A more severe option would be for the court to appoint an expert(s) to oversee Microsoft’s business dealings and software decisions, leaving coercive contracts and decisions on what to include with Windows subject to review. But, just as the courts have been hesitant to intervene in the marketplace, they’ve been hesitant to impose long term regulation, preferring instead to administer a one-time solution. The solution most frequently suggested of late is based on the breakup of AT&T, where Microsoft would be split up into several smaller companies, to prevent the application-making arms from taking advantage of the OS monopoly. Due to the severity of this solution, appeals to it would be long and would likely limit its impact. In the meantime, MS would continue to rake in the money. Even if MS gets split up, most of the resulting companies would probably do well. People would keep buying Windows PCs for all the same reasons, Office would still enjoy dominance in its market, and Netscape’s already been slowed down and swallowed up. The only division I can see failing is the one that gets saddled with MSN and some of the other weak E-commerce efforts. Neither Apple nor any other software maker is likely to benefit from this in a significant way.
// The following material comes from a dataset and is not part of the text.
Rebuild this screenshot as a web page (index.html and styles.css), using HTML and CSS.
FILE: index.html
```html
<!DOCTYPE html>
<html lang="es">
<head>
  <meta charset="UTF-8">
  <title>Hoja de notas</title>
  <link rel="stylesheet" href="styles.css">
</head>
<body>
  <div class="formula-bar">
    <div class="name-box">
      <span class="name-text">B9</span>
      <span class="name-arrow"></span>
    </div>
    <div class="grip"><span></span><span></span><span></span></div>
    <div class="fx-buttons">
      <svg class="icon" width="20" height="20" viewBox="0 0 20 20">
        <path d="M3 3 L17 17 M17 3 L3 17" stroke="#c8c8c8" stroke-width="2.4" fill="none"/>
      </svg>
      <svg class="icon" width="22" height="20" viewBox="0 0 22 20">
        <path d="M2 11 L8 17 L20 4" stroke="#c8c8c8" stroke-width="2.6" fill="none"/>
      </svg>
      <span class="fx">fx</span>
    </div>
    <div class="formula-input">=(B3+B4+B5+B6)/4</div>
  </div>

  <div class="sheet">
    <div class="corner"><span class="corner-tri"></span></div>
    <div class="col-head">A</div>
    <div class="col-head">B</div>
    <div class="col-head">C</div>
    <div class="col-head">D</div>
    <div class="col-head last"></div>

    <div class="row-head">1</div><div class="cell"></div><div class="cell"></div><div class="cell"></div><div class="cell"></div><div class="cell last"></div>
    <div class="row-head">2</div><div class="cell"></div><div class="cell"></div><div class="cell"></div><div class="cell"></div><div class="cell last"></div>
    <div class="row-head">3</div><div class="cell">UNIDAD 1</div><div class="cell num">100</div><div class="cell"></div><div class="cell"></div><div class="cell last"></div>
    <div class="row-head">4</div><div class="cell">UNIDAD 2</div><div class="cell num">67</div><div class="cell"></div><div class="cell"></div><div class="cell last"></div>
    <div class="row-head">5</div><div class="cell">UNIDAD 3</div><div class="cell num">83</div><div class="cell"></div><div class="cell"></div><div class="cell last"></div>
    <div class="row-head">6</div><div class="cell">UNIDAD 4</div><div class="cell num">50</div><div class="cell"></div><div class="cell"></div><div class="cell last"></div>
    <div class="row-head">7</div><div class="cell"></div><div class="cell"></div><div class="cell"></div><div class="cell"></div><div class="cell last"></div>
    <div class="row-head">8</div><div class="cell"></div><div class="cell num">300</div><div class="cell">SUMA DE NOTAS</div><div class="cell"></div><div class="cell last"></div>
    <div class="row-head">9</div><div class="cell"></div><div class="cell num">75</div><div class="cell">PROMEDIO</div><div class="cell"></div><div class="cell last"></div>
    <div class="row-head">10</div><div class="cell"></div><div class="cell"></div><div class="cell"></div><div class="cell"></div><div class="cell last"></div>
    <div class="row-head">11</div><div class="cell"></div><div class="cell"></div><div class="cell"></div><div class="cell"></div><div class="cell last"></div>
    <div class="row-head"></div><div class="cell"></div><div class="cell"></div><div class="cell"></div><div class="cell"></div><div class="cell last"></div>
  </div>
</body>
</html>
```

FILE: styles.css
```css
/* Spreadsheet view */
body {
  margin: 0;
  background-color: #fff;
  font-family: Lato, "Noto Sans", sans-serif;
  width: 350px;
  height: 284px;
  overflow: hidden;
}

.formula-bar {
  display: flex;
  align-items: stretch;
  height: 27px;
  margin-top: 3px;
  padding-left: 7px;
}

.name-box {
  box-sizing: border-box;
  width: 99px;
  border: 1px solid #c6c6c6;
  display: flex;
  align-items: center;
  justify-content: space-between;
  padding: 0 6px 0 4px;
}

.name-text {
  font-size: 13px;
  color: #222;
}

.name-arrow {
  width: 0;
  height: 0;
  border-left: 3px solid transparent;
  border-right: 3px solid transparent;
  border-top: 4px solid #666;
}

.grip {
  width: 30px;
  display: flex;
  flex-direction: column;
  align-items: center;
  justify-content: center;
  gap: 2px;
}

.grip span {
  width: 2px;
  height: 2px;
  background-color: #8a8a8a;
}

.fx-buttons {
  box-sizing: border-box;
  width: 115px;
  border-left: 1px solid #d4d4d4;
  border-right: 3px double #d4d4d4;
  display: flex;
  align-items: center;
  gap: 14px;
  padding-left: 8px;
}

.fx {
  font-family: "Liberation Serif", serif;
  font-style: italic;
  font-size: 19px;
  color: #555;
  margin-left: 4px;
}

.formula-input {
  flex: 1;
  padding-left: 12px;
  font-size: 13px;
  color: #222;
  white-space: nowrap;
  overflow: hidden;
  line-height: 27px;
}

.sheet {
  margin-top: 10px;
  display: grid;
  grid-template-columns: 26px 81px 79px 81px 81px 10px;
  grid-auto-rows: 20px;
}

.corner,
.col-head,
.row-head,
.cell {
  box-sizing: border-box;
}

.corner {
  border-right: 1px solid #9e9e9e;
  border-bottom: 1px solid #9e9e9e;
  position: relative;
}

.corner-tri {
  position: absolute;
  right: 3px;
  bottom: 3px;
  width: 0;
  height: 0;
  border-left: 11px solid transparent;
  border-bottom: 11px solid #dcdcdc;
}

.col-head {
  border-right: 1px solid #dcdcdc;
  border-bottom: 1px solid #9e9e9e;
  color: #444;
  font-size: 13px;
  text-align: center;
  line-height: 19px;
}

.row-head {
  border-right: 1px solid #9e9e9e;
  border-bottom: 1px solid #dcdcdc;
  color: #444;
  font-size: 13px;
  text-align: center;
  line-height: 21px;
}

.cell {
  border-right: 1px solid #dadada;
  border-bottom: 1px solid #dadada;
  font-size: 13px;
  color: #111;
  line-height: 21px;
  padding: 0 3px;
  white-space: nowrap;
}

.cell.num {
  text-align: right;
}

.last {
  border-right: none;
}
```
It’s possible that a settlement could be reached in the meantime, but the DOJ knows it’s likely to do well in the courts, and MS knows it’s likely to do well in the market while the appeals drag on. As such, I wouldn’t expect any settlements in the near future. And, in my view, that’s probably going to be the most significant result of all.

Just wait for the next cases, though…

If Microsoft doesn’t settle before this case ends, then the findings of fact will be permanently etched into legal precedent: Microsoft has been found to be a monopoly, and its actions have harmed both other companies and consumers. Some of the reaction to the decision has used the image of this decision being a hammer taken to Microsoft. I tend to view it more as a blueprint for an easily made hammer, published on the web without restrictions on its use. Others will almost certainly take these findings and use them to bludgeon MS.
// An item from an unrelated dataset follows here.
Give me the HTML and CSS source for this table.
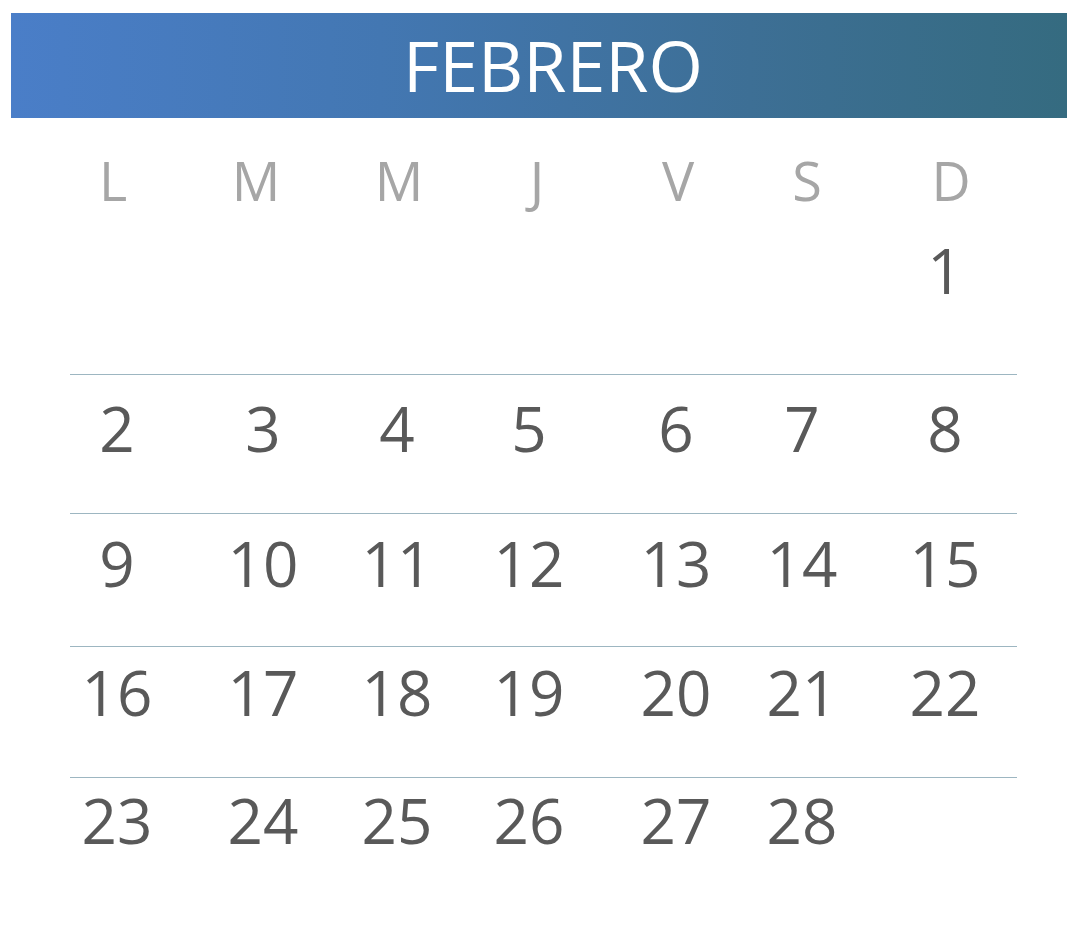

A lot of people and companies have probably wanted to sue Microsoft, but have been afraid to try because MS’s pockets are deep and its lawyers are good. Any entity suing MS would certainly find their case expensively bogged down in the long process of trying to determine the very things the DOJ has now proven. In any case, the hard part’s been done, and the law now officially views MS as an abusive monopoly. Think of it as trying to get to the top of the Empire State Building; before, each individual case might have to take the stairs. Now, Judge Jackson’s given everybody an elevator ride to the 90th floor.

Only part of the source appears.